The same hold for the other way around. Therefore if 
two multiword expressions were initially found to be 
translation equivalents (one alignment link) after the 
post-processing number of  generated links became 
N*M, where N represented the number of words in the 
first language compound and M the number of words in 
the second language compound.   
Evaluation and conclusions 
Neither TREQ-AL nor MEBA needs an a priori 
bilingual dictionary, as this will be automatically 
extracted by the TREQ or GIZA++. We made 
evaluation of the individual alignments in both 
experimental settings: without a startup bilingual 
lexicon and with an initial mid-sized bilingual lexicon. 
Surprisingly enough, we found that while the 
performance of TREQ-AL increases a little bit (approx. 

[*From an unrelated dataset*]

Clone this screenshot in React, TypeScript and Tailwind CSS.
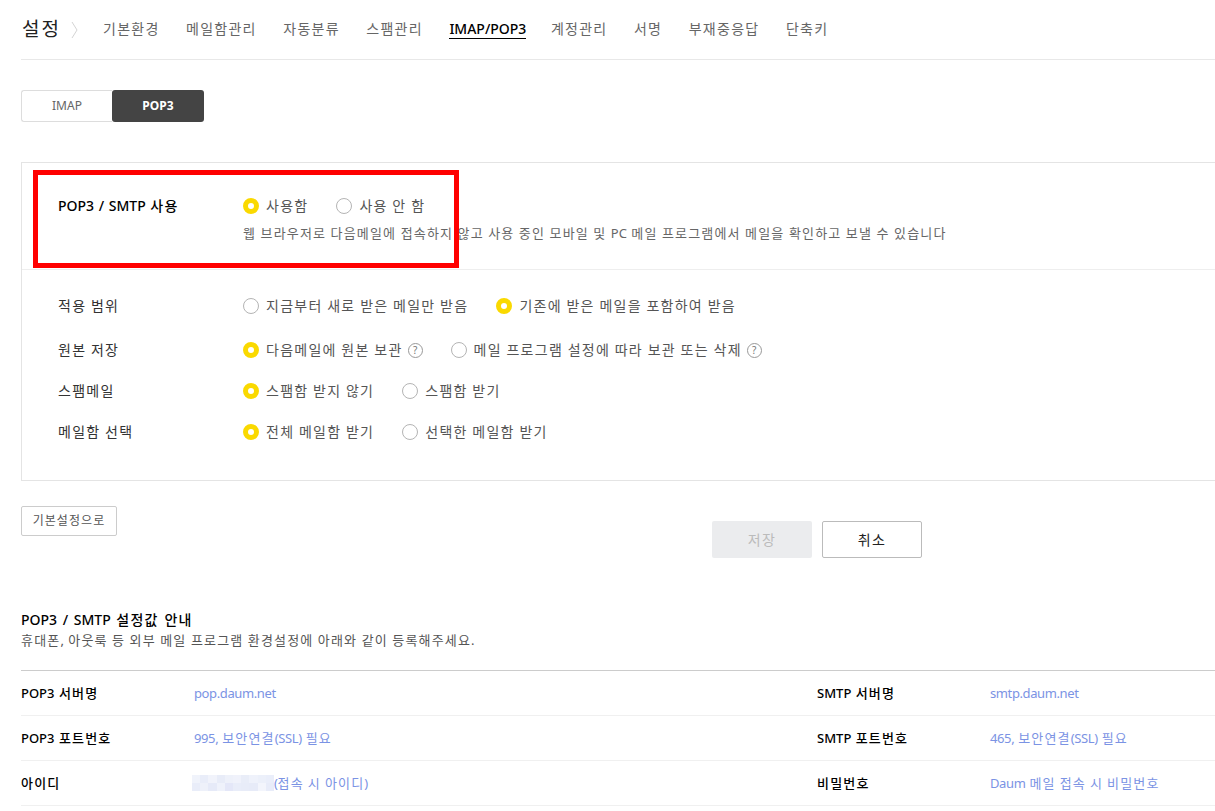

1% increase of the F-measure) MEBA is doing better 
without an additional lexicon. So, in the evaluation 
below MEBA uses only the training data vocabulary.  
 
Aligner Precision Recall F-
meas. 
AER 
TREQ-AL 81.71 60.57 69.57 30.43 
MEBA 82.85 60.41 69.87 30.13 
Baseline 
(union)COWAL 
70.84 76.67 73.64 26.36 
f-COWAL 
(H1+H2+H3) 
87.17 70.25 77.80 22.20 
         Table 1. Evaluation results against the official GS 
After the release of the official Gold Standard we 
noticed and corrected some obvious errors and also 
removed the controversial links of the type c) discussed 
in the previous section. The evaluations against this new 
“Gold Standard” showed, on average, 3.5% better 
figures (precision, recall, F-measure and AER) for the 
individual aligners, while for the combined classifiers, 
the performance scores were about 4% better. 
MEBA is very sensitive to the values of the 
parameters which control its behavior. Currently they 
are set according to the developers’ intuition and after 
the analysis of the results from several trials. Since this 
activity is pretty time consuming (human analysis plus 
re-training might take a couple of hours) we plan to 
extend MEBA with a supervised learning module, 
which would automatically determine the “optimal” 
parameters (thresholds and weights) values.